▶ [TASK DESCRIPTION]: Copy out all lines with the word "this" in them.

#### EXERCISE DATA ####

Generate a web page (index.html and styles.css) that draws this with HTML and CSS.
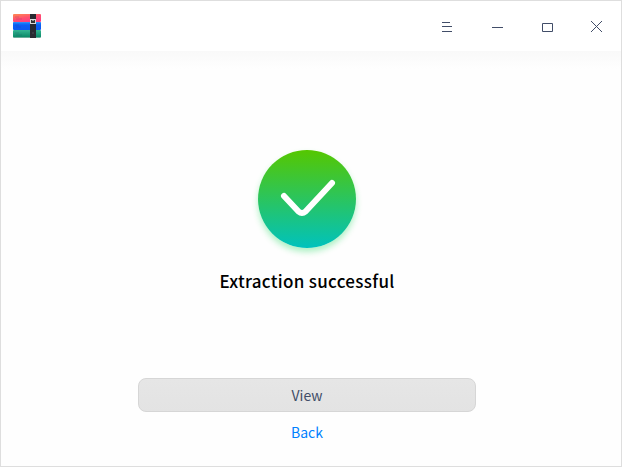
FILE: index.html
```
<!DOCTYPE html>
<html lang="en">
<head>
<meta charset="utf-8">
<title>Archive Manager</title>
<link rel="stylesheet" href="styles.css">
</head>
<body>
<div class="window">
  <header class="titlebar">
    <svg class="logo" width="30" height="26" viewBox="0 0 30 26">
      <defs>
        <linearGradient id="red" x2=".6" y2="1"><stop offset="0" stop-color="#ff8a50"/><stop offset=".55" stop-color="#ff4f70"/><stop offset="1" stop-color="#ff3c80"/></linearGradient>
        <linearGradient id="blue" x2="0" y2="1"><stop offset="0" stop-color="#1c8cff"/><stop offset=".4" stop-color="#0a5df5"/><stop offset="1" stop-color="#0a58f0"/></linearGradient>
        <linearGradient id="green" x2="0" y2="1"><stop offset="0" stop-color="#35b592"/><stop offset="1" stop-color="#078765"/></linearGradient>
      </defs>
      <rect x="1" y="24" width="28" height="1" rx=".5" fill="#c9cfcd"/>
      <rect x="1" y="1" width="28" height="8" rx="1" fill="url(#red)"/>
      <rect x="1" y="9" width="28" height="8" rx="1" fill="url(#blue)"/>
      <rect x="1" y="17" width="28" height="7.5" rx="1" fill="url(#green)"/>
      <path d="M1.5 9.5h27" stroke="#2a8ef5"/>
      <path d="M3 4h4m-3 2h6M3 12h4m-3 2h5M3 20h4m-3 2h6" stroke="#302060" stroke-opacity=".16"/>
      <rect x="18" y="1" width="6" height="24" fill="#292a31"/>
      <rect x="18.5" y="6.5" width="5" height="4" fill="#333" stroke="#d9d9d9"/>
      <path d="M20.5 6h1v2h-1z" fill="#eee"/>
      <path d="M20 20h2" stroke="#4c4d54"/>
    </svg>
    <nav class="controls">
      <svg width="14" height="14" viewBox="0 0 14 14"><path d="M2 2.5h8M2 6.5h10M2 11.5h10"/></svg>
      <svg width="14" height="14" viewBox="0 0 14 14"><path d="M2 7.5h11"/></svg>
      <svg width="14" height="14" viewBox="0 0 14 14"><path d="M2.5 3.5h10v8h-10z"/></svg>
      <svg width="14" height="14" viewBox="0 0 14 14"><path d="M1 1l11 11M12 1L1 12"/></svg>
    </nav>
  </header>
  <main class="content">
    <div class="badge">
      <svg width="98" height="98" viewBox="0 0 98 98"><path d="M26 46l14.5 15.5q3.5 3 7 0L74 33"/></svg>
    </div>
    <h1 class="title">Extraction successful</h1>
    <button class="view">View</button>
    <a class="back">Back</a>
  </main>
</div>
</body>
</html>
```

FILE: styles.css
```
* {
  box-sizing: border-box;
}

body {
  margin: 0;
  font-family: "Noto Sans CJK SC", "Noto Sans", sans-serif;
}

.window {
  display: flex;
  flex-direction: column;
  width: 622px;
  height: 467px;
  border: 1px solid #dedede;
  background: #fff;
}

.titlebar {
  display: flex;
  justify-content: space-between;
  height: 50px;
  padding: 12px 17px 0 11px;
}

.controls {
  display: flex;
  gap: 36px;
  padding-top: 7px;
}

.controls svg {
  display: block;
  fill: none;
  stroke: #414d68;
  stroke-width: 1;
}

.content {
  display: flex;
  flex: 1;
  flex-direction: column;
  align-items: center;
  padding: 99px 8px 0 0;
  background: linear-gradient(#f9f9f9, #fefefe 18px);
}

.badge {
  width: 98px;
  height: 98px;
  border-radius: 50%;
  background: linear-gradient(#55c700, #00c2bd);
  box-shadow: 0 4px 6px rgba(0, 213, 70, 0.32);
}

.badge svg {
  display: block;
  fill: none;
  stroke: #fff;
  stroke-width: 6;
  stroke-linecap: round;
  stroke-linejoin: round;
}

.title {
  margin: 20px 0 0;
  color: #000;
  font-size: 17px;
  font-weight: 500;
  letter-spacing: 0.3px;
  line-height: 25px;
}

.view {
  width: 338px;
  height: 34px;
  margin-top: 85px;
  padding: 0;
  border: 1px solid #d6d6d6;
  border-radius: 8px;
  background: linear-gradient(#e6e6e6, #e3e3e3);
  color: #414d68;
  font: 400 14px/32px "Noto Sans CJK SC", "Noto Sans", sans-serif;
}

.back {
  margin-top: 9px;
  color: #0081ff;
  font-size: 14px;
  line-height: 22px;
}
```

####
#### EXERCISE DATA ####

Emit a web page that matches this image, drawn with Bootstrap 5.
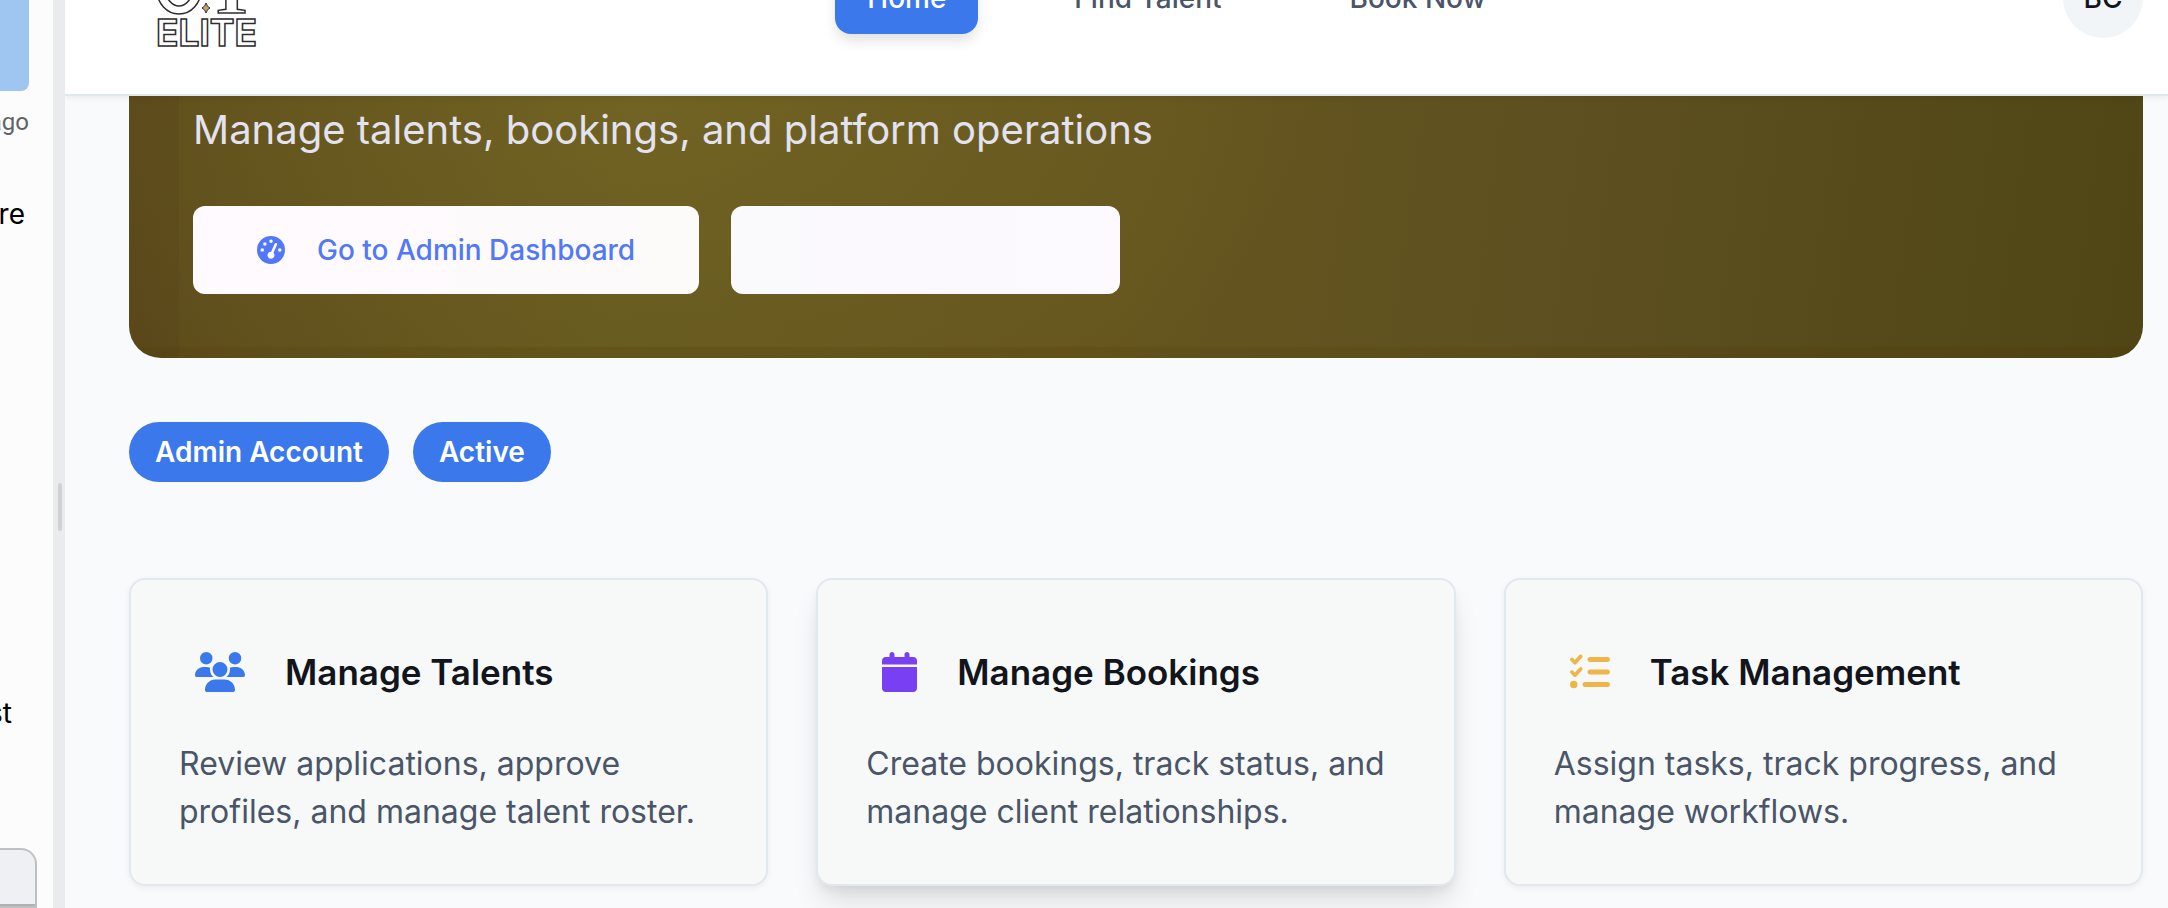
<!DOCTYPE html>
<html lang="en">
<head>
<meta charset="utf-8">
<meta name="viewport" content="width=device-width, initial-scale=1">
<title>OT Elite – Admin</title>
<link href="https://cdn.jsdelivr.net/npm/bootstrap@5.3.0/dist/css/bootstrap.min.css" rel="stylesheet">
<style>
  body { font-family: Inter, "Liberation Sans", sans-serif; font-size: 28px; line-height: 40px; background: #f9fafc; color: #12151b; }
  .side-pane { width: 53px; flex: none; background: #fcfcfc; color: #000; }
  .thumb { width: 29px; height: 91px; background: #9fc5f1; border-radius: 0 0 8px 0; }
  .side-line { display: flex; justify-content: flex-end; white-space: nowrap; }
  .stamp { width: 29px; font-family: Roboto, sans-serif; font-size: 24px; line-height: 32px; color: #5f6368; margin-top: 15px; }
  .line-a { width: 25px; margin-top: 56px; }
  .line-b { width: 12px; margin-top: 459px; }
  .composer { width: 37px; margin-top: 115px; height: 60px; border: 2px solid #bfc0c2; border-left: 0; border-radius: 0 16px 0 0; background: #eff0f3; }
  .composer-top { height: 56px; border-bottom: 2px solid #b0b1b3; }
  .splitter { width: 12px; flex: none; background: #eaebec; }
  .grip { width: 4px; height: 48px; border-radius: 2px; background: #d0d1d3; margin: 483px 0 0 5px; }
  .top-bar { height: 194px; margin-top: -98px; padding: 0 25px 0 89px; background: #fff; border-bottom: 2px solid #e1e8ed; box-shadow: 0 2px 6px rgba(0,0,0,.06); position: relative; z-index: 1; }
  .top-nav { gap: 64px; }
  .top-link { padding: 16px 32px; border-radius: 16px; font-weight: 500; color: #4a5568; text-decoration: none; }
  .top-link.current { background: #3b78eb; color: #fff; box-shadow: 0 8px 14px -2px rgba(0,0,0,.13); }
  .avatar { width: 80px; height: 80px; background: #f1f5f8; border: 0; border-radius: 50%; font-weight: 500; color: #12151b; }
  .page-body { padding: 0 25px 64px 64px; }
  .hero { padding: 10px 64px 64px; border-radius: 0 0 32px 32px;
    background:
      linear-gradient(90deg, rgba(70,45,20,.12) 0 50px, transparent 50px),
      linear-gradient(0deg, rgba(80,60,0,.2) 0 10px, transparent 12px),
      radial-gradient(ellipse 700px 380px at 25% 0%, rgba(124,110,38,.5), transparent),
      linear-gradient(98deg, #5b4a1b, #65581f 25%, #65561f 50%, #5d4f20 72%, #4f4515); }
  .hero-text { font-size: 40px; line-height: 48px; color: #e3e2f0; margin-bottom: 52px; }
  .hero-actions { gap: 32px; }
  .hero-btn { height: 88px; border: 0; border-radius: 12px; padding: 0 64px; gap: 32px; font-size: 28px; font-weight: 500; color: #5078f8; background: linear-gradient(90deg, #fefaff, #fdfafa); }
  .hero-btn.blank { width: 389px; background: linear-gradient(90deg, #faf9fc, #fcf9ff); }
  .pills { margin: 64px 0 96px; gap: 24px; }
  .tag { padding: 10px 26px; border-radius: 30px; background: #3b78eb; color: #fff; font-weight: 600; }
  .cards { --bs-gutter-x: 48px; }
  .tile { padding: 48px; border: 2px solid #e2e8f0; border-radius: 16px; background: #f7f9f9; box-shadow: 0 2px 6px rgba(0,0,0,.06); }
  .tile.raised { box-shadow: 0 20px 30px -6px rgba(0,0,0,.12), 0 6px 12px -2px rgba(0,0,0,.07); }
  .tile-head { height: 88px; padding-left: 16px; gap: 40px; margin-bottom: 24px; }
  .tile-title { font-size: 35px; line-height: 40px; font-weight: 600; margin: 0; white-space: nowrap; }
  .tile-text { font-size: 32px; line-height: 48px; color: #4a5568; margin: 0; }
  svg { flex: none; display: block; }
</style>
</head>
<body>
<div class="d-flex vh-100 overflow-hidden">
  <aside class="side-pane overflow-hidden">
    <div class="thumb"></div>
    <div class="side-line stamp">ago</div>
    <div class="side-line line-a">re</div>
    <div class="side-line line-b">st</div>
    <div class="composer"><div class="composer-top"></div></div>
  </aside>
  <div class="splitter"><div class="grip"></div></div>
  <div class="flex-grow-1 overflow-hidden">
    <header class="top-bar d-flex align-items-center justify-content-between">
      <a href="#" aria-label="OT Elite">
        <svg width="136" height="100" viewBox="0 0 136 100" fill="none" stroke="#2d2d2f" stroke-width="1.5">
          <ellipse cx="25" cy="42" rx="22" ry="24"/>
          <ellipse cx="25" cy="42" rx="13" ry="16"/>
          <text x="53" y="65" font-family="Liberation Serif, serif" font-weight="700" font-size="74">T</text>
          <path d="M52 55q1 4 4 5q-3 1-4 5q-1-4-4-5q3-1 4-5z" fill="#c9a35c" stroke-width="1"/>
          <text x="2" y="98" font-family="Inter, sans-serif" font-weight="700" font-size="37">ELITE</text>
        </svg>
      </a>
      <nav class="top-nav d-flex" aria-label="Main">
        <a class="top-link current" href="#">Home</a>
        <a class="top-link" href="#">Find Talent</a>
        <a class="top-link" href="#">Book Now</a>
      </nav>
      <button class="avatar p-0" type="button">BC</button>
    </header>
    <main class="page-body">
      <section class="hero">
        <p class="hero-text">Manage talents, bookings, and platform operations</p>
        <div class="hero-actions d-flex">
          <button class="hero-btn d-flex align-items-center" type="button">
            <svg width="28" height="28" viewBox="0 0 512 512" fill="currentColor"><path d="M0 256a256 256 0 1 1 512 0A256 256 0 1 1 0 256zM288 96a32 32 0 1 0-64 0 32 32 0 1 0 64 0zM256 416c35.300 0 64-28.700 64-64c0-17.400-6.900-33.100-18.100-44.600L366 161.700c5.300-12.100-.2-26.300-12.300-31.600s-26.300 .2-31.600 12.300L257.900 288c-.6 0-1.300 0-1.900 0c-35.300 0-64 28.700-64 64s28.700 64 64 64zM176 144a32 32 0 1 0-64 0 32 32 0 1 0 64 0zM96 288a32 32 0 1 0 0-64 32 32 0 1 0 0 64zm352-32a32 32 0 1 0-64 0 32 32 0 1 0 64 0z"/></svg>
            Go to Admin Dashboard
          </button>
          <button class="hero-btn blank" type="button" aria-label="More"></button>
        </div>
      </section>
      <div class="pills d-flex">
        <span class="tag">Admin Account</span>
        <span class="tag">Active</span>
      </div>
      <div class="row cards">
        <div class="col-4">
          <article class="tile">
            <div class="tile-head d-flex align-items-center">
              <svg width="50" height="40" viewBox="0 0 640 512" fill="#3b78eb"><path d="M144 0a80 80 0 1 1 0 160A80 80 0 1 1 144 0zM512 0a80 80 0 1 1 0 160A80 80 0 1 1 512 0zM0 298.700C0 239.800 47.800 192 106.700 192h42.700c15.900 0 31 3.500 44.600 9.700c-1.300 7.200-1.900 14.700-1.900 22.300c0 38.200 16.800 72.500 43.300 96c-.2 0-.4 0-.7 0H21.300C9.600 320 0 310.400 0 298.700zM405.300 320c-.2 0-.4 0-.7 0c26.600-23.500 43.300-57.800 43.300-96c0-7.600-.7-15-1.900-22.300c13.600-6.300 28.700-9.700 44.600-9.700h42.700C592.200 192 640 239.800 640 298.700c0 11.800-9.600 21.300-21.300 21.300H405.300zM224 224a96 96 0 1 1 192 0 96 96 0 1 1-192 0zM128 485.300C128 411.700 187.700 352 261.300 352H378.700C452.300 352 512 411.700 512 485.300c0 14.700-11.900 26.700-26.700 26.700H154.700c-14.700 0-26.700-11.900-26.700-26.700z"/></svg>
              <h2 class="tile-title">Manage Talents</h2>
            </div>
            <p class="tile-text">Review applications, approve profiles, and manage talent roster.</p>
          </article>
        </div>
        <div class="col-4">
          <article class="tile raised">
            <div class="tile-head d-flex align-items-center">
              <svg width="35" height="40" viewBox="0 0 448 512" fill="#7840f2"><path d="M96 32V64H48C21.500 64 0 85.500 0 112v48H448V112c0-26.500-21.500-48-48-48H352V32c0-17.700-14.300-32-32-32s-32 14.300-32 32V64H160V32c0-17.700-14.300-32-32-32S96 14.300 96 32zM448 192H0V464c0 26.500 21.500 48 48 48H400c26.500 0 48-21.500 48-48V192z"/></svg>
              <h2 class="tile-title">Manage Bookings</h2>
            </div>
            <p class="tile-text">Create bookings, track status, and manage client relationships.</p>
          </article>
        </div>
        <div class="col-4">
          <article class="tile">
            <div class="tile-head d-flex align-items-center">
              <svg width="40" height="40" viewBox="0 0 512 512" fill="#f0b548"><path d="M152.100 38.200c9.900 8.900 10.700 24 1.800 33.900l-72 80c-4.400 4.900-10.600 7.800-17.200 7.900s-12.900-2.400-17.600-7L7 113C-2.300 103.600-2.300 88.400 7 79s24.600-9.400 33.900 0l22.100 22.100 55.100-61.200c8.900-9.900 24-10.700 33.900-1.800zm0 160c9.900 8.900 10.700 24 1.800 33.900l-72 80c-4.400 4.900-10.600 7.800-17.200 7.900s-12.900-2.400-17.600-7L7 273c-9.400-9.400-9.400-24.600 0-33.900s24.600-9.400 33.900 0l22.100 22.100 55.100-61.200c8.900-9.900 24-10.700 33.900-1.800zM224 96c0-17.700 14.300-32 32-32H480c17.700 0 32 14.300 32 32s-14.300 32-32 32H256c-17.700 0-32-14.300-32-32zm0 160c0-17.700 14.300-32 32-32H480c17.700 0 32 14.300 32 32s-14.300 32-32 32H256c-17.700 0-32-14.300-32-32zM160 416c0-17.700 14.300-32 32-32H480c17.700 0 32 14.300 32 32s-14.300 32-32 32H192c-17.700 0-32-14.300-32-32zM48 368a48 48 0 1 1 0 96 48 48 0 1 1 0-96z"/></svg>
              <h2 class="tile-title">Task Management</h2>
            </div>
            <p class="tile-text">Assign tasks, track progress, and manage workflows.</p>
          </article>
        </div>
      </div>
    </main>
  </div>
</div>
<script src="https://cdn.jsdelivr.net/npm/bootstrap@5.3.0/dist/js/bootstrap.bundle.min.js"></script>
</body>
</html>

####

▶ [EXERCISE SOLUTION]:
Generate a web page (index.html and styles.css) that draws this with HTML and CSS.
Emit a web page that matches this image, drawn with Bootstrap 5.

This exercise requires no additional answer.